Poland and Estonia have both expressed concern at this latest deployment. The Chief of Staff of the Estonian Defence Forces, Lt Gen Riho Terras, sees the Iskander as part of a long-term Russian desire "to bring the Baltic Sea and the passages leading to it more and more under its control, and to control it much as it does the Black Sea".


Kaliningrad facts

  • Koenigsberg, as the city of Kaliningrad was once known, was founded by Teutonic knights in the 13th Century. It was once the capital of Prussia
  • Annexed by Russia from Germany after WWII. Germans fled or were expelled
  • It is more than 300km away from Russia, which can only be reached through an EU country
  • It houses the Russian Baltic Fleet and is the country's only ice-free European port
  • The philosopher Immanuel Kant spent all his life in the city and died there in 1804

Kaliningrad profile


This is all part of a developing Russian strategy of what Nato characterises as an "anti-access and area denial": deploying weapons systems and sensors with ever-longer range (or, in the case of Kaliningrad, to a location where even relatively short-range will do) to push Nato forces away from the area.

Russia's long-range radars and air defence systems in Syria, for example, reach well out into the Mediterranean and into Turkish air space. The Estonian general's comments about the Black Sea are timely, since many Nato experts fear that it is fast becoming, in effect, a Russian-controlled lake.

The view from Moscow

Seen from Moscow, however, the picture is very different. Russia has watched Nato expand its membership ever closer to Russian borders. Countries like the Baltic republics, whose territory was once part of the Soviet Union, are now active Nato members. It is a trend that Russian President Vladimir Putin - who sees the collapse of Soviet power as a major tragedy - will neither condone nor forget.

Nato is now reinforcing its military presence in the Baltics and Poland in response to Russia's growing assertiveness in the wake of its annexation of Crimea from Ukraine and its involvement in the fighting in eastern Ukraine. This again provides probably another motive for the deployment of the Iskander missiles.

Of course the debate has an element of the chicken and the egg. Where did the cycle of escalation actually begin? For Russia it is the original sin of Nato expansion, now worsened by ballistic missile defence and Nato military deployments (albeit very small) eastwards. For Nato it is Russian resentment, nuclear threats, and above all, its invasion and annexation of part of a sovereign country - Ukraine.

Image copyright Reuters
Image caption Kaliningrad borders both Poland and Lithuania, putting Russian missiles within range of Nato countries

Russia's deployment of the Iskander serves multiple strategic purposes beyond the purely military. It is intended to remind the Western public - and particularly those in the Baltic republics (Lithuania has elections this weekend) - of the nuclear stakes in facing up to Moscow.

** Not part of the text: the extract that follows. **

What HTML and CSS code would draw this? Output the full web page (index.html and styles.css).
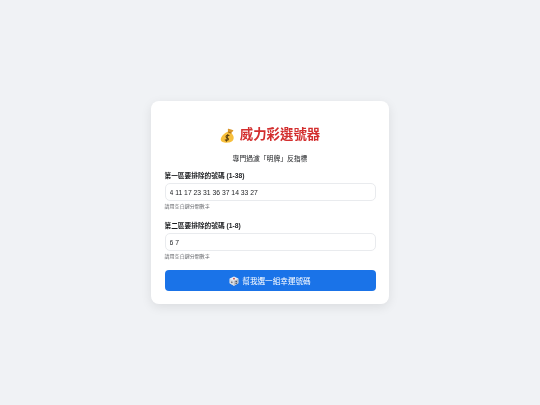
FILE: index.html
```html
<!DOCTYPE html>
<html lang="zh-Hant">
<head>
  <meta charset="UTF-8" />
  <meta name="viewport" content="width=device-width, initial-scale=1.0"/>
  <title>威力彩選號器</title>
  <link rel="stylesheet" href="styles.css">
</head>
<body>
  <div class="card">
    <h1 class="title">
      <svg class="bag-icon" viewBox="0 0 16 16" aria-hidden="true">
        <path d="M9.2 .8 L13.6 2 C14.6 2.4 14.2 3.4 13.4 3.6 L11.8 5.6 L8.6 4.4 L8.4 2 C8.3 1.2 8.6 .7 9.2 .8 Z" fill="#d9962a"/>
        <path d="M8.4 4 C4.6 5.4 .8 9 .8 12.2 C.8 14.8 3.6 15.6 7.2 15.6 C11.4 15.6 14.4 14 14.6 10.6 C14.7 8.4 13.4 6.6 12 5.2 Z" fill="#f7bf3c"/>
        <path d="M8.4 4.2 L12 5.5" stroke="#a06a18" stroke-width="1" fill="none"/>
        <path d="M10 8.4 C9.2 7.4 6.8 7.4 6.4 9 C6 10.8 9.4 10.4 9 12 C8.6 13.6 6.2 13.4 5.2 12.4 M8.4 6.4 L6.8 14.6" stroke="#5d4210" stroke-width="1.1" fill="none"/>
      </svg>
      威力彩選號器
    </h1>
    <p class="subtitle">專門過濾「明牌」反指標</p>

    <div class="field">
      <label class="field-label" for="zone1">第一區要排除的號碼 (1-38)</label>
      <input class="field-input" id="zone1" type="text" value="4 11 17 23 31 36 37 14 33 27">
      <div class="field-hint">請用空白鍵分開數字</div>
    </div>

    <div class="field">
      <label class="field-label" for="zone2">第二區要排除的號碼 (1-8)</label>
      <input class="field-input" id="zone2" type="text" value="6 7">
      <div class="field-hint">請用空白鍵分開數字</div>
    </div>

    <button class="pick-btn">
      <svg class="dice-icon" viewBox="0 0 12 12" aria-hidden="true">
        <path d="M6 .6 L11.2 3 L11.2 8.8 L6 11.6 L.8 8.8 L.8 3 Z" fill="#eef0f3"/>
        <path d="M.8 3.2 L6 5.8 L6 11.6 L.8 8.8 Z" fill="#d5d9e0"/>
        <path d="M11.2 3.2 L6 5.8 L6 11.6 L11.2 8.8 Z" fill="#b9bfc9"/>
        <circle cx="6" cy="3.2" r="1" fill="#c2303a"/>
        <circle cx="3.4" cy="7.4" r=".8" fill="#33363d"/>
        <circle cx="8.6" cy="6.6" r=".8" fill="#33363d"/>
        <circle cx="8.6" cy="8.8" r=".8" fill="#33363d"/>
      </svg>
      幫我選一組幸運號碼
    </button>
  </div>
</body>
</html>
```

FILE: styles.css
```css
body {
  margin: 0;
  height: 405px;
  display: flex;
  align-items: center;
  justify-content: center;
  background: #f0f2f5;
  font-family: "Liberation Sans", "Noto Sans CJK TC", sans-serif;
  color: #1c1e21;
}

.card {
  width: 238px;
  box-sizing: border-box;
  padding: 14px 13.5px 13px;
  background: #fff;
  border-radius: 8px;
  box-shadow: 0 3px 11px rgba(0, 0, 0, 0.09);
  will-change: transform;
}

.title {
  margin: 10px 0 0;
  display: flex;
  align-items: center;
  justify-content: center;
  gap: 5px;
  font-size: 13.4px;
  line-height: 20px;
  font-weight: 700;
  color: #d32f2f;
}

.bag-icon {
  width: 15px;
  height: 15px;
}

.subtitle {
  margin: 9px 0 0;
  text-align: center;
  font-size: 6.8px;
  line-height: 10px;
  color: #1c1e21;
}

.field {
  margin-top: 7px;
}

.field + .field {
  margin-top: 11px;
}

.field-label {
  display: block;
  font-size: 6.7px;
  line-height: 10px;
  font-weight: 700;
  color: #1c1e21;
}

.field-input {
  display: block;
  width: 100%;
  box-sizing: border-box;
  height: 18px;
  margin-top: 2px;
  padding: 0 4px;
  border: 1px solid #e9ebee;
  border-radius: 5px;
  background: #fff;
  font-family: inherit;
  font-size: 6.8px;
  color: #1c1e21;
}

.field-hint {
  margin-top: 2px;
  font-size: 5.05px;
  line-height: 7px;
  color: #65676b;
}

.pick-btn {
  display: flex;
  align-items: center;
  justify-content: center;
  gap: 3px;
  width: 100%;
  height: 21px;
  margin-top: 10px;
  padding: 0;
  border: none;
  border-radius: 4px;
  background: #1a73e8;
  color: #fff;
  font-family: inherit;
  font-size: 7.6px;
}

.dice-icon {
  width: 10px;
  height: 10px;
}
```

It is part of the signalling in a wider information war between Russia and Nato, where Moscow seeks to divide the Atlantic alliance and to secure for itself the ability to do as it pleases in what it sees as its near-abroad. Thus Russian-backed forces control parts of Georgia; Russia has annexed Crimea and backs pro-Russian militias in eastern Ukraine.

The problem for Nato is that the Baltic republics, whilst once Soviet territory, are now firmly within the Western camp. It has to draw clear lines to confront Moscow's influence while trying to avoid escalating any crisis further.